- **Your instructions**: Will you write out the data exactly, excluding every picture?

- **Collected material**:
..........

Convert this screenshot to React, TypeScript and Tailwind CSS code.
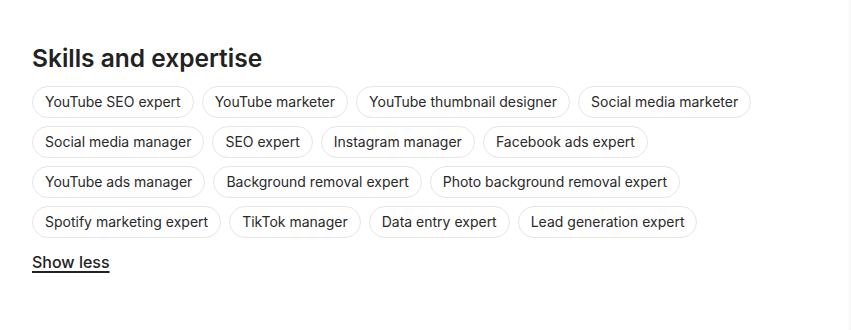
import React from "react";

const skills = [
  "YouTube SEO expert",
  "YouTube marketer",
  "YouTube thumbnail designer",
  "Social media marketer",
  "Social media manager",
  "SEO expert",
  "Instagram manager",
  "Facebook ads expert",
  "YouTube ads manager",
  "Background removal expert",
  "Photo background removal expert",
  "Spotify marketing expert",
  "TikTok manager",
  "Data entry expert",
  "Lead generation expert",
];

export default function App() {
  return (
    <div className="flex h-[330px] w-[851px] bg-white font-['Inter',sans-serif] text-[#181818]">
      <div className="flex-1 pl-8 pr-[80px] pt-[43px]">
        <h2 className="text-[24.5px] font-semibold leading-[30px] text-[#222]">Skills and expertise</h2>
        <div className="mt-[13px] flex flex-wrap gap-2 w-[730px]">
          {skills.map((s) => (
            <span
              key={s}
              className="flex h-8 items-center rounded-full border border-[#e4e6e4] px-3 text-[14px] leading-none text-[#2a2a2a]"
            >
              {s}
            </span>
          ))}
        </div>
        <div className="mt-[12px]">
          <a className="text-[16px] font-medium underline underline-offset-[3px] decoration-[1.5px] text-[#222]">Show less</a>
        </div>
      </div>
      <div className="w-[3px] bg-gradient-to-r from-white to-[#f2f2f2]" />
    </div>
  );
}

..........

- **Result**:
Convert this screenshot to React, TypeScript and Tailwind CSS code.
import React from "react";

const skills = [
  "YouTube SEO expert",
  "YouTube marketer",
  "YouTube thumbnail designer",
  "Social media marketer",
  "Social media manager",
  "SEO expert",
  "Instagram manager",
  "Facebook ads expert",
  "YouTube ads manager",
  "Background removal expert",
  "Photo background removal expert",
  "Spotify marketing expert",
  "TikTok manager",
  "Data entry expert",
  "Lead generation expert",
];

export default function App() {
  return (
    <div className="flex h-[330px] w-[851px] bg-white font-['Inter',sans-serif] text-[#181818]">
      <div className="flex-1 pl-8 pr-[80px] pt-[43px]">
        <h2 className="text-[24.5px] font-semibold leading-[30px] text-[#222]">Skills and expertise</h2>
        <div className="mt-[13px] flex flex-wrap gap-2 w-[730px]">
          {skills.map((s) => (
            <span
              key={s}
              className="flex h-8 items-center rounded-full border border-[#e4e6e4] px-3 text-[14px] leading-none text-[#2a2a2a]"
            >
              {s}
            </span>
          ))}
        </div>
        <div className="mt-[12px]">
          <a className="text-[16px] font-medium underline underline-offset-[3px] decoration-[1.5px] text-[#222]">Show less</a>
        </div>
      </div>
      <div className="w-[3px] bg-gradient-to-r from-white to-[#f2f2f2]" />
    </div>
  );
}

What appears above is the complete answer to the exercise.